CPU times: user 2min 2s, sys: 2.73 s, total: 2min 5s
Wall time: 2min 6s


### C. Compute Argument Similarities

In [13]:
import numpy as np
from collections import Counter, defaultdict
from __future__ import division

In [14]:
# COMPUTATIONAL FACILITIES
log = lambda x: np.log(x) if x!=0 else 0
div = lambda x,y: x/y if y!=0 else 0.

In [15]:
# COMPUTATIONAL LOOKUPS
c_wrw = Counter(triples)
c_0r0 = Counter(r for _,r,_ in triples)
c_wr0 = Counter((w,r) for w,r,_ in triples)
c_0rw = Counter((r,w) for _,r,w in triples)
Tw = lambda w_i: set((r,w_prime) for w,r,w_prime in triples if w==w_i)
    # r,w_prime pairs, where w_i is the first in triple.

In [17]:
def I(w, r, w_prime):
    i =  log( div( c_wrw[(w,r,w_prime)] * c_0r0[r] , 
                   c_wr0[(w,r)] * c_0rw[(r,w_prime)]) )
    return i if i>=0 else 0 # because we only care about positive Is

def sim(w1,w2):
    w1,w2 = porter.stem(w1),porter.stem(w2)
    Tw1w2 = list(Tw(w1).intersection(Tw(w2)))
    Tw1, Tw2 = list(Tw(w1)), list(Tw(w2))
    num = sum(I(w1,r,w)+I(w2,r,w) for r,w in Tw1w2)
    denom = sum(I(w1,r,w) for r,w in Tw1) + \
            sum(I(w2,r,w) for r,w in Tw2)
    return num/denom

In [24]:
# EXAMPLES (cf.

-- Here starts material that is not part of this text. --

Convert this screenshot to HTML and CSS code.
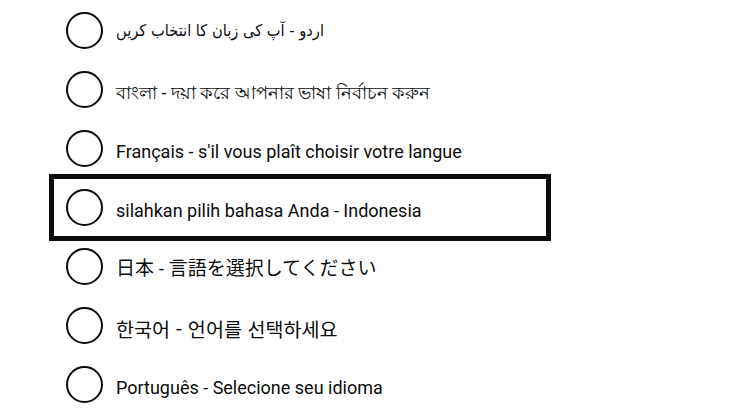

Lin 1998:770)
word = 'brief'
similars = {'n': ['petition','affidavit','motion'],
            'v': ['tell','urge','elect'],
            'adj': ['lengthy','short','recent']}
dissimilars = {'n': ['chicken','water','flower'],
               'v': ['kill','drink','eat'],
               'adj': ['red','evil','big'],
               'other': ['the','that','what']}
print 'Similars: '
for cls in similars.iterkeys():
    print cls
    for w in similars[cls]:
        print '    %s-%s: %.6f' % (word,w,sim(word,w))
print 
print 'Dissimilars: '
for cls in dissimilars.iterkeys():
    print cls
    for w in dissimilars[cls]:
        print '    %s-%s: %.6f' % (word,w,sim(word,w))

Similars: 
v
    brief-tell: 0.005852
    brief-urge: 0.006521
    brief-elect: 0.004259
adj
    brief-lengthy: 0.052643
    brief-short: 0.055053
    brief-recent: 0.028293
n
    brief-petition: 0.057823
    brief-affidavit: 0.015976
    brief-motion: 0.029800

Dissimilars: 
v
    brief-kill: 0.000458
    brief-drink: 0.003995
    brief-eat: 0.000979
adj
    brief-red: 0.004278
    brief-evil: 0.006365
    brief-big: 0.003499
other
    brief-the: 0.000451
    brief-that: 0.000714
    brief-what: 0.003457
n
    brief-chicken: 0.001408
    brief-water: 0.002747
    brief-flower: 0.004911